Разбирать каждую статью в номере «Чисел» я не буду. Все статьи характерны для своих авторов; но, во-первых, есть у каждого и другие, столь же характерные, а, во-вторых, меня занимает сейчас общее движение, которое эти авторы создают, при всем своем явном многообразии. Все они почти сплошь талантливы, — это надо заметить и запомнить, хотя «талантливость» еще ничего не говорит. Слово «талант» по-разному понимается. Чтобы прослыть талантливым писателем, довольно иногда умелого сочетания слов, удачного стиля и т. д. Но чтобы талантливым писателем быть, — таких вещей, пожалуй, недостаточно.

Укажу только на одного, совсем нового, романиста в «Числах» — Агеева. Не первая ли это его вещь? Когда он успел «выписаться», если выписываться надо? У него прекрасный, образный язык. Не уступает, с одной стороны, Бунину, с другой — Сирину. Соединяет (в языке, в изобразительности) плотную, по старым образцам вытканную, материю бунинского стиля с новейшей блестящей тканью Сирина. Это — внешность. А дальше — надо забыть и Бунина с его плотностью, и Сирина с пустым блеском искусственного шелка, а вспомнить… пожалуй, Достоевского, — только Достоевского тридцатых годов нашего века.

Быть может, Агеев окажется и кривым деревом, и засохнет. Но сейчас он как нельзя больше среди «своих», в «Числах», один из являющей многообразие, новой русской литературы, — той, которая непременно хочет стать больше литературы. Не все ли они, сегодняшние эмигрантские ее начинатели, неустанно, то смело, то робко, то удачно, то неудачно, бродят около важного? Ничего, что еще «около»: это поиски новых, правдивых слов новых смыслов.

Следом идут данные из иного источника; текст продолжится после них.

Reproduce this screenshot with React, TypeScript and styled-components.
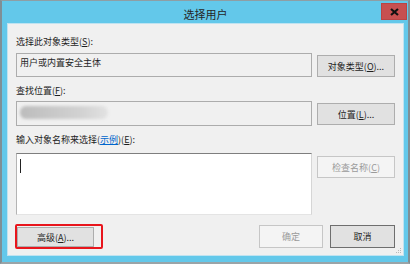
import React from 'react';
import styled, { createGlobalStyle } from 'styled-components';

const GlobalStyle = createGlobalStyle`
    html, body {
        margin: 0;
        padding: 0;
        background: #ffffff;
    }
    body {
        font-family: "Noto Sans CJK SC", "Noto Sans", sans-serif;
        color: #1e1e1e;
    }
`;

const Window = styled.div`
    box-sizing: border-box;
    width: 410px;
    height: 264px;
    display: flex;
    flex-direction: column;
    background: #63c8ea;
    border-top: 1px solid #8e9ea4;
    border-left: 2px solid #7f8f96;
    border-right: 2px solid #7f8f96;
    border-bottom: 2px solid #9aa4a8;
    padding: 0 4px 6px 5px;
`;

const TitleBar = styled.div`
    height: 23px;
    display: grid;
    grid-template-columns: 1fr auto 1fr;
    align-items: center;
`;

const Title = styled.span`
    grid-column: 2;
    font-size: 11px;
    line-height: 14px;
    color: #262626;
    padding-top: 3px;
`;

const CloseButton = styled.div`
    grid-column: 3;
    justify-self: end;
    align-self: start;
    margin-top: 2px;
    margin-right: -3px;
    width: 26px;
    height: 17px;
    box-sizing: border-box;
    background: #c75050;
    border: 1px solid #b84545;
    display: flex;
    align-items: center;
    justify-content: center;
`;

const Client = styled.div`
    position: relative;
    flex: 1;
    box-sizing: border-box;
    background: #f0f0f0;
    border: 1px solid #bfe3f1;
    padding: 12px 8px 6px 8px;
    display: flex;
    flex-direction: column;
`;

const Label = styled.div<{ $top?: number; $bottom?: number }>`
    font-size: 9px;
    line-height: 12px;
    height: 12px;
    white-space: nowrap;
    margin-top: ${p => p.$top ?? 0}px;
    margin-bottom: ${p => p.$bottom ?? 0}px;
`;

const Link = styled.span`
    color: #0066cc;
    text-decoration: underline;
`;

const FieldRow = styled.div`
    display: grid;
    grid-template-columns: 296px 78px;
    column-gap: 5px;
    align-items: start;
`;

const TextBox = styled.div<{ $h: number; $white?: boolean }>`
    box-sizing: border-box;
    height: ${p => p.$h}px;
    background: ${p => (p.$white ? '#ffffff' : '#f0f0f0')};
    border: 1px solid #acacac;
    border-color: ${p => (p.$white ? '#7e7e7e #d6d6d6 #e4e4e4 #b4b4b4' : '#acacac')};
    padding: 3px 3px;
    font-size: 9px;
    line-height: 12px;
    display: flex;
    align-items: flex-start;
`;

const Redacted = styled.span`
    display: block;
    width: 88px;
    height: 13px;
    margin-top: 1px;
    border-radius: 6px;
    background: linear-gradient(90deg, #bcbcbc 0%, #c9c9c9 40%, #d2d2d2 70%, #e2e2e2 100%);
    filter: blur(1.5px);
`;

const Caret = styled.span`
    display: block;
    width: 1px;
    height: 14px;
    margin-top: 2px;
    background: #222;
`;

const Button = styled.div<{ $h: number; $top?: number; $w?: number; $variant?: 'normal' | 'disabled' | 'default' }>`
    box-sizing: border-box;
    height: ${p => p.$h}px;
    width: ${p => (p.$w ? `${p.$w}px` : 'auto')};
    margin-top: ${p => p.$top ?? 0}px;
    display: flex;
    align-items: center;
    justify-content: center;
    font-size: 9px;
    white-space: nowrap;
    background: ${p => (p.$variant === 'disabled' ? '#f4f4f4' : '#e1e1e1')};
    border: 1px solid
        ${p => (p.$variant === 'disabled' ? '#c6c6c6' : p.$variant === 'default' ? '#6e6e6e' : '#adadad')};
    color: ${p => (p.$variant === 'disabled' ? '#9a9a9a' : '#1e1e1e')};
`;

const BottomRow = styled.div`
    margin-top: 9px;
    display: flex;
    align-items: flex-start;
`;

const Highlight = styled.div`
    border: 2px solid #e8151c;
    border-radius: 2px;
    padding: 1px 7px 0 0;
    margin-left: -1px;
`;

const Spacer = styled.div`
    flex: 1;
`;

const ButtonGap = styled.div`
    width: 7px;
`;

const SizeGrip = styled.svg`
    position: absolute;
    right: 1px;
    bottom: 1px;
`;

const Accel = ({ k }: { k: string }) => <u>{k}</u>;

const App = () => (
    <>
        <GlobalStyle />
        <Window>
            <TitleBar>
                <Title>选择用户</Title>
                <CloseButton>
                    <svg width="9" height="8" viewBox="0 0 9 8">
                        <path d="M1 1 L8 7 M8 1 L1 7" stroke="#111" strokeWidth="2.2" />
                    </svg>
                </CloseButton>
            </TitleBar>
            <Client>
                <Label $bottom={5}>
                    选择此对象类型(<Accel k="S" />):
                </Label>
                <FieldRow>
                    <TextBox $h={24}>用户或内置安全主体</TextBox>
                    <Button $h={22} $top={2}>
                        对象类型(<Accel k="O" />)...
                    </Button>
                </FieldRow>

                <Label $top={8} $bottom={4}>
                    查找位置(<Accel k="F" />):
                </Label>
                <FieldRow>
                    <TextBox $h={25}>
                        <Redacted />
                    </TextBox>
                    <Button $h={22} $top={2}>
                        位置(<Accel k="L" />)...
                    </Button>
                </FieldRow>

                <Label $top={8} $bottom={7}>
                    输入对象名称来选择(<Link>示例</Link>)(<Accel k="E" />):
                </Label>
                <FieldRow>
                    <TextBox $h={62} $white>
                        <Caret />
                    </TextBox>
                    <Button $h={22} $top={3} $variant="disabled">
                        检查名称(<Accel k="C" />)
                    </Button>
                </FieldRow>

                <BottomRow>
                    <Highlight>
                        <Button $h={20} $w={77}>
                            高级(<Accel k="A" />)...
                        </Button>
                    </Highlight>
                    <Spacer />
                    <Button $h={23} $w={64} $top={1} $variant="disabled">
                        确定
                    </Button>
                    <ButtonGap />
                    <Button $h={23} $w={65} $top={1} $variant="default">
                        取消
                    </Button>
                </BottomRow>

                <SizeGrip width="6" height="6" viewBox="0 0 6 6">
                    <rect x="4" y="0" width="1" height="1" fill="#b8b8b8" />
                    <rect x="2" y="2" width="1" height="1" fill="#b8b8b8" />
                    <rect x="4" y="2" width="1" height="1" fill="#b8b8b8" />
                    <rect x="0" y="4" width="1" height="1" fill="#b8b8b8" />
                    <rect x="2" y="4" width="1" height="1" fill="#b8b8b8" />
                    <rect x="4" y="4" width="1" height="1" fill="#b8b8b8" />
                </SizeGrip>
            </Client>
        </Window>
    </>
);

export default App;
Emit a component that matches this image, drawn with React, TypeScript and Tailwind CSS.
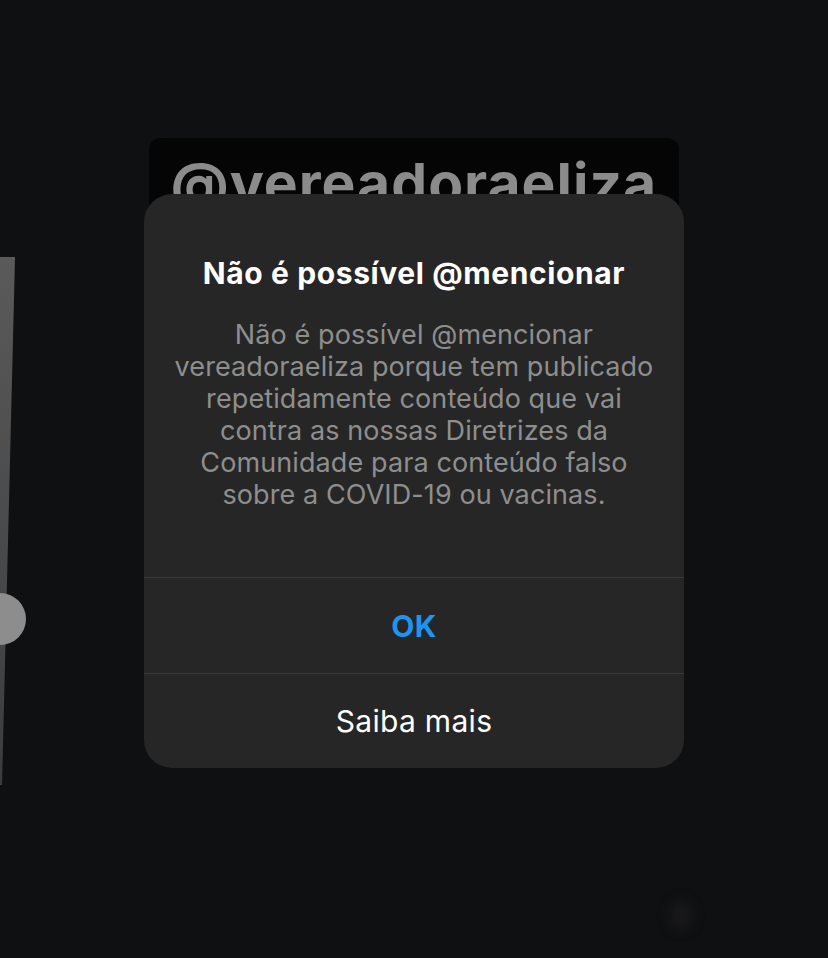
import React from "react";

export default function App() {
  return (
    <div
      className="relative w-[828px] h-[958px] overflow-hidden bg-[#0f1012]"
      style={{ fontFamily: "Inter, 'Noto Sans', 'Liberation Sans', sans-serif" }}
    >
      {/* left slider */}
      <svg className="absolute left-0 top-[250px]" width="40" height="545" viewBox="0 0 40 545">
        <defs>
          <linearGradient id="bar" x1="0" y1="0" x2="0" y2="1">
            <stop offset="0" stopColor="#5a5a5b" />
            <stop offset="1" stopColor="#3c3c3d" />
          </linearGradient>
        </defs>
        <polygon points="0,7 15,7 2,535 0,535" fill="url(#bar)" />
        <circle cx="0" cy="369" r="26" fill="#8d8d8d" />
      </svg>

      {/* faint blob */}
      <div className="absolute left-[670px] top-[902px] w-[22px] h-[26px] rounded-full bg-[#19191b] blur-[6px]" />

      {/* text card behind */}
      <div className="absolute left-[149px] top-[138px] w-[530px] h-[110px] rounded-[12px] bg-[#050505] overflow-hidden flex justify-center">
        <div className="pt-[10px] text-[57px] font-bold leading-[72px] tracking-[1px] text-[#8b8b8b]">
          @vereadoraeliza
        </div>
      </div>

      {/* dialog */}
      <div className="absolute left-[144px] top-[194px] w-[540px] h-[574px] rounded-[28px] bg-[#262626] flex flex-col">
        <div className="flex-1 flex flex-col items-center pt-[57px] px-[16px]">
          <div className="text-[30px] font-bold leading-[44px] text-white tracking-[0.6px] whitespace-nowrap">
            Não é possível @mencionar
          </div>
          <div className="mt-[24px] text-center text-[27px] leading-[32px] text-[#8e8e8e] tracking-[0.1px] whitespace-nowrap">
            Não é possível @mencionar
            <br />
            vereadoraeliza porque tem publicado
            <br />
            repetidamente conteúdo que vai
            <br />
            contra as nossas Diretrizes da
            <br />
            Comunidade para conteúdo falso
            <br />
            sobre a COVID-19 ou vacinas.
          </div>
        </div>
        <div className="h-[96px] border-t border-[#3a3a3a] flex items-center justify-center text-[30px] font-bold text-[#1c95f0] tracking-[0.5px] pt-[2px]">
          OK
        </div>
        <div className="h-[95px] border-t border-[#3a3a3a] flex items-center justify-center text-[30px] text-white tracking-[0.3px]">
          Saiba mais
        </div>
      </div>
    </div>
  );
}
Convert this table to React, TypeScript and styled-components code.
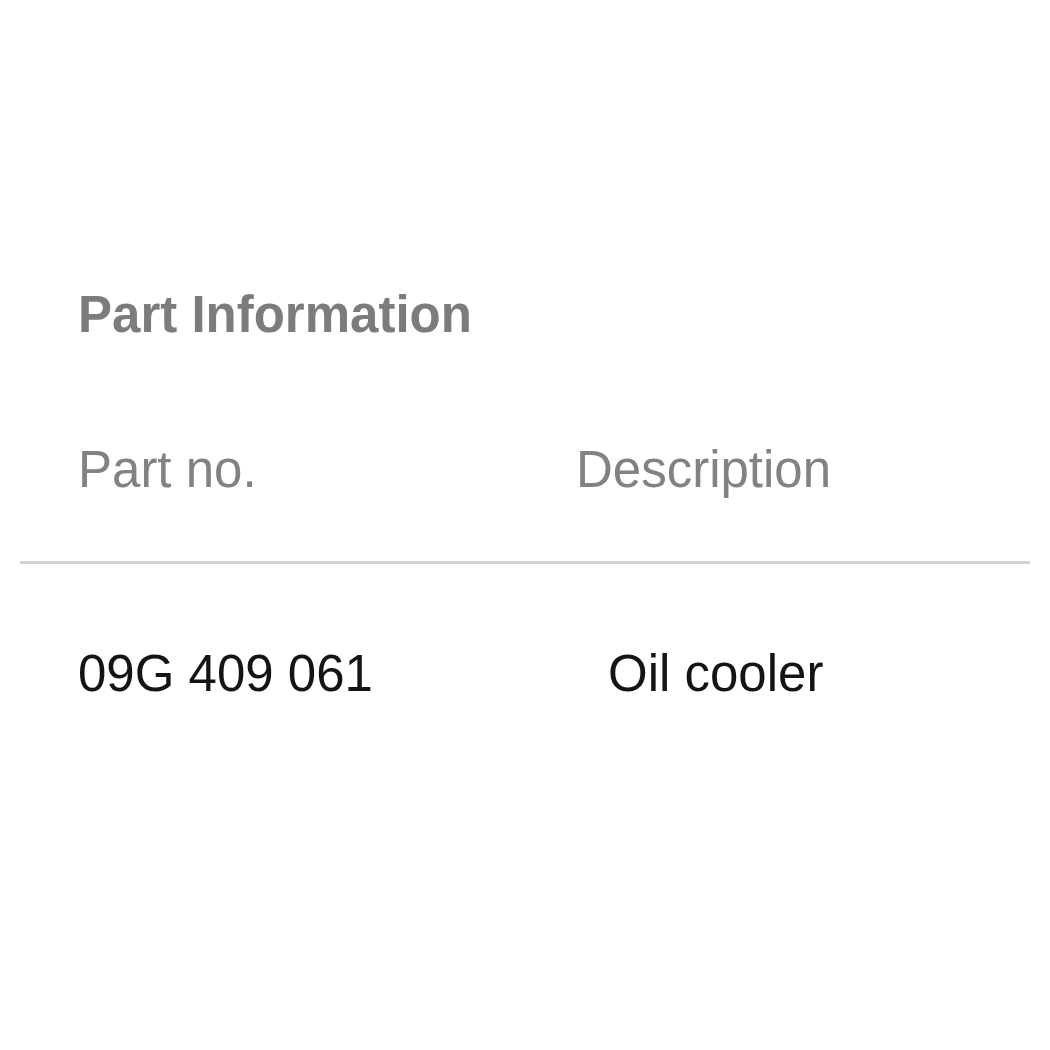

Противоречия? Несогласия? Провалы? Так и должно быть. И это знаки не плохие. Например: редактор «Чисел», сам поэт, в номере «Чисел» поместивший свою поэму, — в том же номере, вдруг написал статью о том, что нечего «нянчиться» со своими стихами и литературой, что преимущество за «жизнью». Статья — с перегибом, да и написана не совсем отчетливо. Но потому и возбудила она, вероятно, такие протесты и споры, сами по себе интересные. Кто же, мол, «нянчится» со своим писательством? Неужели мы равнодушны к жизни, ко всем ее вопросам? Уж не хочет ли Оцуп сказать, что мы исповедуем «искусство для искусства»? Последнее особенно возмущает. Письменные протесты и возражения с самых разнообразных сторон сводятся в общем к одному. В статье своей, Оцуп мог высказать с ясностью простую мысль: у человека должна быть в жизни высшая святыня, ради которой он, при выборе пошлет себя со своими писаниями к черту. Скажи он так, никто, полагаю, возражать бы не стал. Потому что никто из «чистой» литературы своей последней святыни не думает делать… ну, а та, сегодня-завтрашняя, если будет, — непременно опять будет «больше литературы».

Бродя «около важного», молодая литература очень упорно бродит около вопроса о «личности и коллективе». Ее упрекают, что она занимается «человеком» преимущественно, — какой, мол, индивидуализм! Старое слово, а перегиб в сторону изображения внутреннего «человека», — не понятен ли именно сейчас, именно для нас, русских? Не наша ли родина требует убийства человека? И не потому ли мы ее оставили, — «с любимой женой развелись» (по слову одного молодого писателя) — что не хотим этого требования исполнять? Но неверно, что на «человеке» заканчивает себя эмигрантская литература; что нет в ней вопроса и о «соединении людей», — вопроса загадочного, неразрешимого, но каждым временем по-своему решаемого.

Г. Федоров из Чехословакии напрасно так горько жалуется на безвыходную, будто бы судьбу молодых писателей: не беспокойтесь, справятся. Напрасно он также обрушивается на главных давителей, называя их столичной (парижской?) «элитой». В каком смысле они «элита»? В том, что заведуют и распоряжаются нашей газетной прессой? Если уж быть точным, то «элитой», и «столичной», следует назвать вот ту самую группу молодых парижских писателей, которую г. Федоров почему-то выделяет из других «провинциальных», упрекая в подражательности литературе европейской. Это еще надо доказать, что они перестали быть русскими писателями. А то, что они, несмотря на такие же тяжкие условия жизни, как везде, присматриваются ближе к европейской жизни и литературе, к дыханию «свободы», — делает их, несомненно, группой самой культурной. «Научиться культуре», — не одна ли из задач, поставленных нам судьбой? Бояться Прустов и Джойсов, высасывая из пальца патриотические стишки, браня злых дядей-редакторов, которые их не печатают, этим ни России, ни себе не поможешь.